Milwaukee Bucks — Bob Lanier

The number one overall draft pick in 1970 out of St. Bonaventure, Bob Lanier was known more for his playing days with the Pistons through almost the entire decade of the 70s, but he finished the last five years of his career with the Bucks. In Milwaukee, Lanier continued to be one of the league’s seismic big men enforcers. Lanier and the aforementioned Bill Laimbeer got into it back in 1983. Oh yes, they did. The 6-foot-11 and 250-pound Lanier ended it swiftly, sending a rollicking punch that dropped Laimbeer and broke his nose. There was another time when Lanier one-punch KO’ed Bob Christian, a near 7-footer for the Hawks. One swing from Lanier was all it took to mess you up and mess you up good. (The NBA caught some flack during this time for being the “National Boxing Association.”)

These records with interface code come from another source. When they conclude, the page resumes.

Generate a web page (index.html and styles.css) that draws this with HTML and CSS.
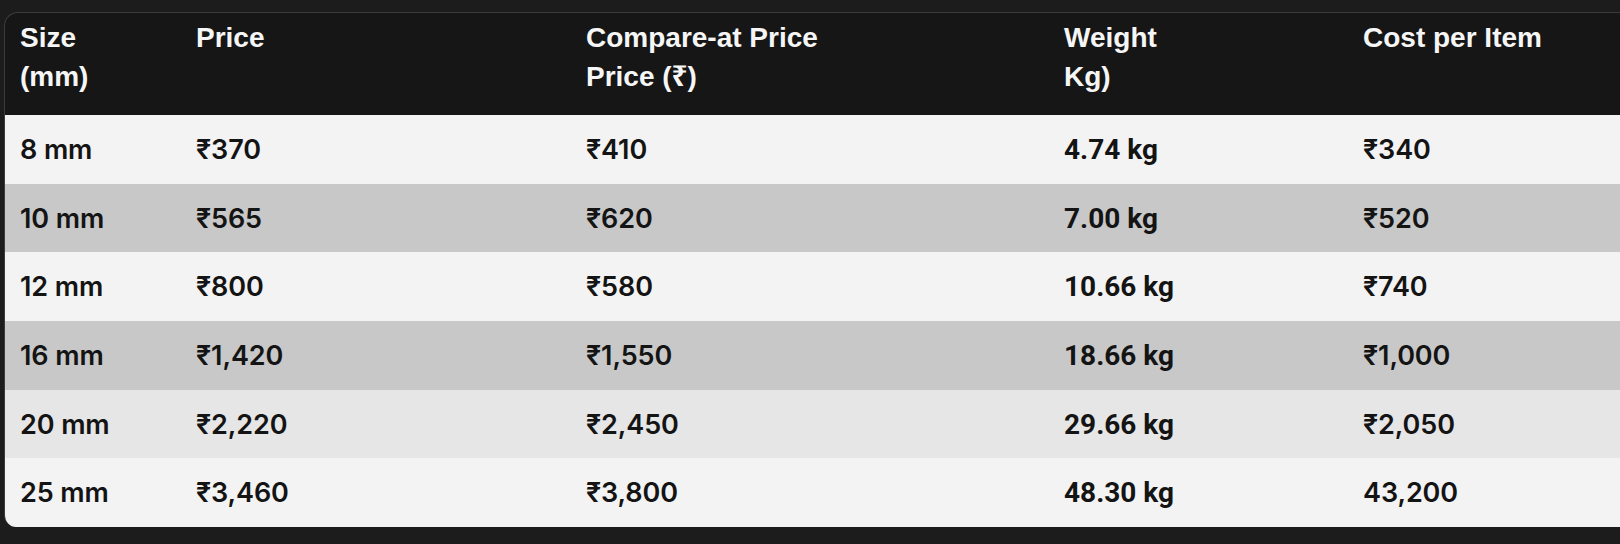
FILE: index.html
```html
<!DOCTYPE html>
<html lang="en">
<head>
<meta charset="utf-8">
<title>Rebar price table</title>
<link rel="stylesheet" href="styles.css">
</head>
<body>
<div class="card">
  <table class="price-table">
    <colgroup>
      <col class="c-size">
      <col class="c-price">
      <col class="c-compare">
      <col class="c-weight">
      <col class="c-cost">
    </colgroup>
    <thead>
      <tr>
        <th>Size<br>(mm)</th>
        <th>Price</th>
        <th>Compare-at Price<br>Price (₹)</th>
        <th>Weight<br>Kg)</th>
        <th>Cost per Item</th>
      </tr>
    </thead>
    <tbody>
      <tr class="r-light">
        <td>8 mm</td><td>₹370</td><td>₹410</td><td class="wt">4.74 kg</td><td>₹340</td>
      </tr>
      <tr class="r-dark">
        <td>10 mm</td><td>₹565</td><td>₹620</td><td class="wt">7.00 kg</td><td>₹520</td>
      </tr>
      <tr class="r-light">
        <td>12 mm</td><td>₹800</td><td>₹580</td><td class="wt">10.66 kg</td><td>₹740</td>
      </tr>
      <tr class="r-dark">
        <td>16 mm</td><td>₹1,420</td><td>₹1,550</td><td class="wt">18.66 kg</td><td>₹1,000</td>
      </tr>
      <tr class="r-mid">
        <td>20 mm</td><td>₹2,220</td><td>₹2,450</td><td class="wt">29.66 kg</td><td>₹2,050</td>
      </tr>
      <tr class="r-light">
        <td>25 mm</td><td>₹3,460</td><td>₹3,800</td><td class="wt">48.30 kg</td><td>43,200</td>
      </tr>
    </tbody>
  </table>
</div>
</body>
</html>
```

FILE: styles.css
```css
html, body {
  margin: 0;
  padding: 0;
  overflow: hidden;
  background: #1c1c1c;
}
body {
  padding: 12px 0 0 4px;
  font-family: "Liberation Sans", Arial, "Noto Sans", sans-serif;
}
.card {
  width: 1640px;
  border-top: 1px solid #3b3b3b;
  border-left: 1px solid #3b3b3b;
  border-radius: 14px 0 0 12px;
  overflow: hidden;
  background: #161616;
}
.price-table {
  width: 100%;
  border-collapse: collapse;
  table-layout: fixed;
}
.c-size { width: 176px; }
.c-price { width: 390px; }
.c-compare { width: 478px; }
.c-weight { width: 299px; }
.c-cost { width: auto; }

.price-table th {
  text-align: left;
  vertical-align: top;
  color: #f6f6f6;
  font-family: "Liberation Sans", Arial, "Noto Sans", sans-serif;
  font-size: 28px;
  font-weight: 700;
  line-height: 39px;
  padding: 5px 0 19px 15px;
}
.price-table td {
  height: 68.7px;
  padding: 0 0 0 15px;
  vertical-align: middle;
  color: #141414;
  font-family: Inter, "Noto Sans", sans-serif;
  font-size: 27px;
  font-weight: 600;
  letter-spacing: -0.1px;
}
.price-table td.wt {
  font-family: Roboto, "Liberation Sans", sans-serif;
  font-size: 28px;
  font-weight: 700;
  letter-spacing: 0;
}
.r-light td { background: #f3f3f3; }
.r-dark td { background: #c8c8c8; }
.r-mid td { background: #e6e6e6; }
```
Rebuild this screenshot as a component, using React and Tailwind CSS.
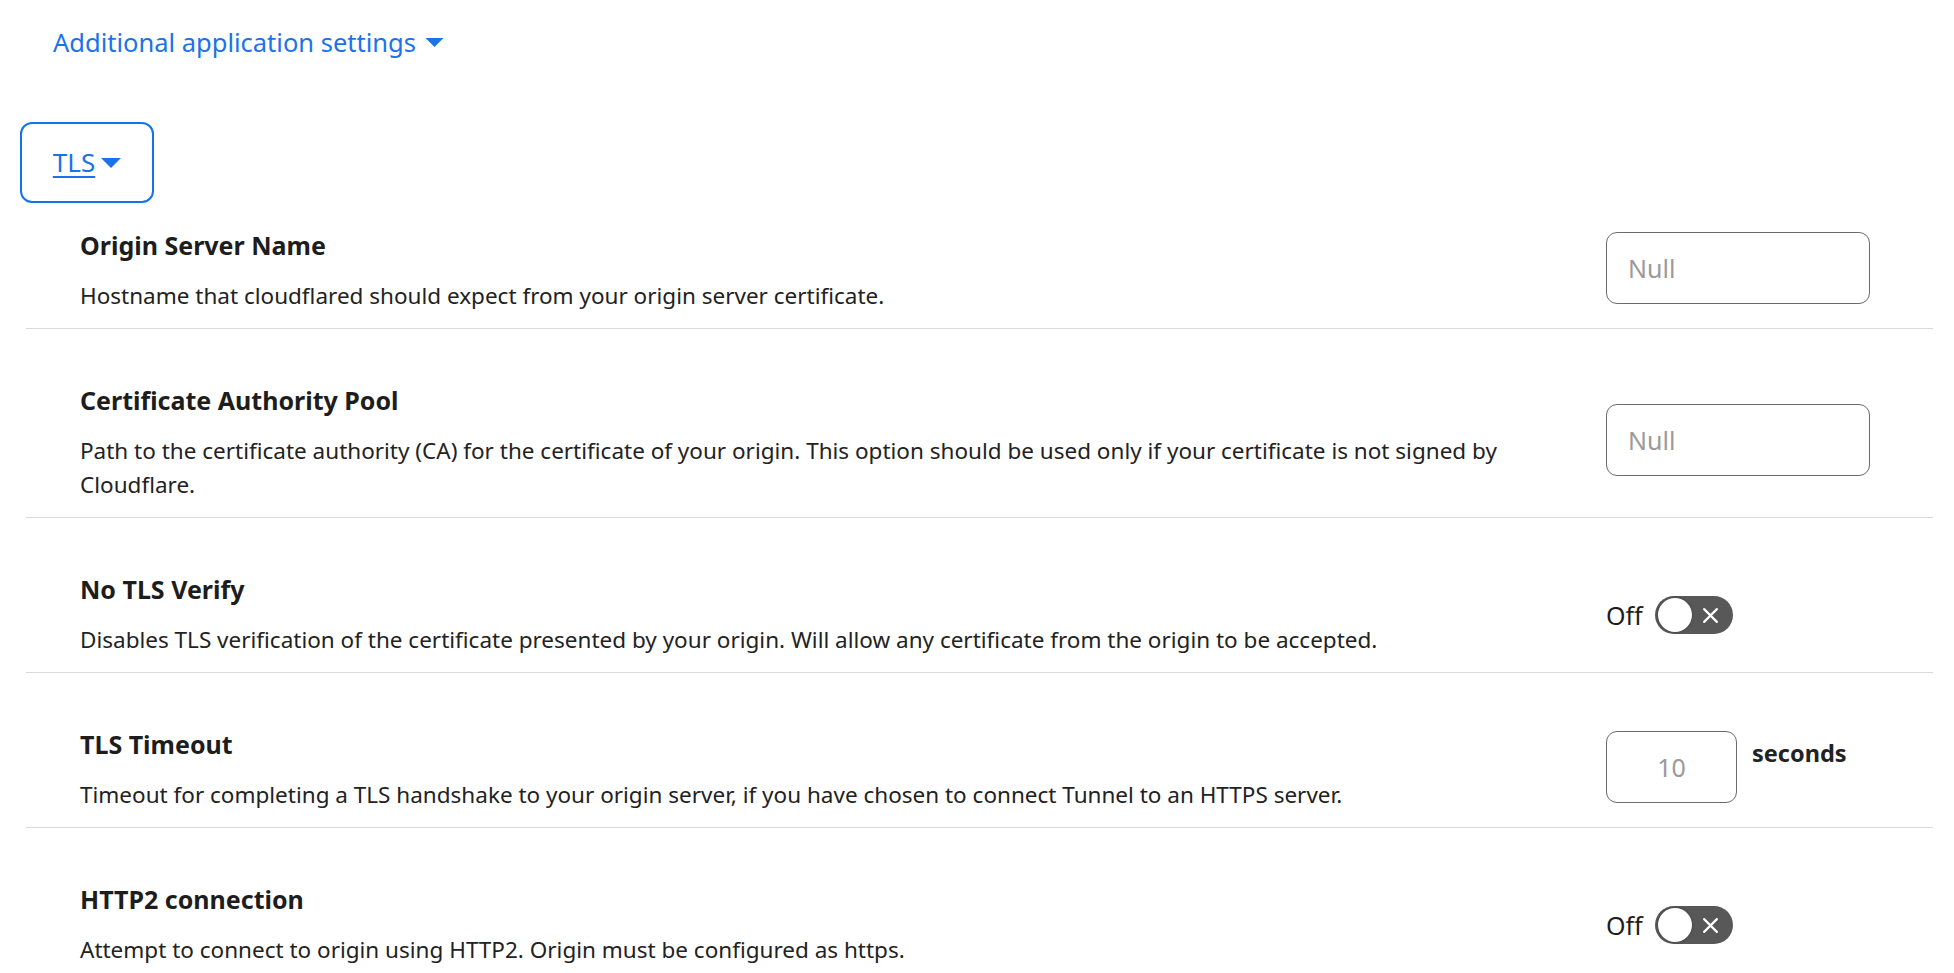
import React from "react";

const settings = [
  {
    title: "Origin Server Name",
    desc: "Hostname that cloudflared should expect from your origin server certificate.",
    control: "text",
    first: true,
  },
  {
    title: "Certificate Authority Pool",
    desc: "Path to the certificate authority (CA) for the certificate of your origin. This option should be used only if your certificate is not signed by Cloudflare.",
    control: "text",
  },
  {
    title: "No TLS Verify",
    desc: "Disables TLS verification of the certificate presented by your origin. Will allow any certificate from the origin to be accepted.",
    control: "toggle",
  },
  {
    title: "TLS Timeout",
    desc: "Timeout for completing a TLS handshake to your origin server, if you have chosen to connect Tunnel to an HTTPS server.",
    control: "seconds",
  },
  {
    title: "HTTP2 connection",
    desc: "Attempt to connect to origin using HTTP2. Origin must be configured as https.",
    control: "toggle",
    last: true,
  },
];

const Caret = ({ className }) => (
  <svg viewBox="0 0 20 10" className={className} fill="currentColor">
    <path d="M0 0 L20 0 L10 10 Z" />
  </svg>
);

const Toggle = () => (
  <div className="flex items-center gap-[12px]">
    <span className="text-[25px] leading-[34px] text-[#1d1d1d]">Off</span>
    <div className="relative w-[78px] h-[38px] rounded-full bg-[#585858]">
      <div className="absolute left-[3px] top-[2px] w-[34px] h-[34px] rounded-full bg-white shadow-[0_0_3px_rgba(0,0,0,0.35)]" />
      <svg
        viewBox="0 0 16 16"
        className="absolute right-[14px] top-[11px] w-[17px] h-[17px]"
        stroke="white"
        strokeWidth="2"
        strokeLinecap="round"
      >
        <path d="M2 2 L14 14 M14 2 L2 14" />
      </svg>
    </div>
  </div>
);

const Control = ({ type }) => {
  if (type === "text") {
    return (
      <input
        type="text"
        placeholder="Null"
        className="mb-[5px] w-[264px] h-[72px] rounded-[11px] border border-[#6b6b6b] px-[21px] text-[25px] placeholder:text-[#9a9a9a] outline-none"
      />
    );
  }
  if (type === "seconds") {
    return (
      <div className="mb-[5px] flex items-start gap-[15px]">
        <input
          type="text"
          placeholder="10"
          className="w-[131px] h-[72px] rounded-[11px] border border-[#6b6b6b] text-center text-[25px] placeholder:text-[#9a9a9a] outline-none"
        />
        <span className="mt-[5px] text-[23.5px] font-bold text-[#222]">seconds</span>
      </div>
    );
  }
  return <Toggle />;
};

const App = () => {
  return (
    <div className="min-h-screen bg-white font-['Noto_Sans',sans-serif] text-[#1d1d1d]">
      <div className="pt-[25px] pl-[53px]">
        <button className="flex items-center gap-[9px] text-[25.5px] leading-[34px] text-[#1a73e8]">
          Additional application settings
          <Caret className="w-[19px] h-[9px]" />
        </button>
      </div>

      <div className="mt-[63px] ml-[20px]">
        <button className="flex items-center justify-center gap-[6px] w-[134px] h-[81px] rounded-[12px] border-2 border-[#1473e6] text-[26px] text-[#1a73e8]">
          <span className="underline underline-offset-4 decoration-[1.5px]">TLS</span>
          <Caret className="w-[20px] h-[10px]" />
        </button>
      </div>

      <div className="ml-[26px] mr-[21px]">
        {settings.map((s) => (
          <div
            key={s.title}
            className={`flex items-center pl-[54px] pb-[15px] ${s.first ? "pt-[25px]" : "pt-[54px]"} ${s.last ? "" : "border-b border-[#d9d9d9]"}`}
          >
            <div className="flex-1 pr-[60px]">
              <h3 className="text-[25px] leading-[34px] font-bold text-[#1d1d1d]">{s.title}</h3>
              <p className="mt-[17px] text-[22.5px] leading-[34px] text-[#222]">{s.desc}</p>
            </div>
            <div className="w-[327px] shrink-0">
              <Control type={s.control} />
            </div>
          </div>
        ))}
      </div>
    </div>
  );
};

export default App;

Big Bob was an absolute beast with tree trunk legs. In addition to his lefty hook punches, he had an affinity for lefty hook shots that were basically unblockable. Before Shaq wowed everyone with his enormous shoes that looked more like skis, Bob Lanier was the NBA’s premier big shoe-man, rocking size 22’s that left people in shock and awe. And some 27 years before Malice at the Palace, there was a full-on bench-clearing brawl that broke out in a 1977 Pistons-Warriors elimination playoff game (back when the Pistons were in the Western Conference). The fight spilled over to the stands, and a fan threw a cheap-shot punch at the face of M.L. Carr. Always having his teammate’s back, Lanier pummeled the fan into oblivion. It was a different time back then. There were no suspensions or fines, not even a single ejection.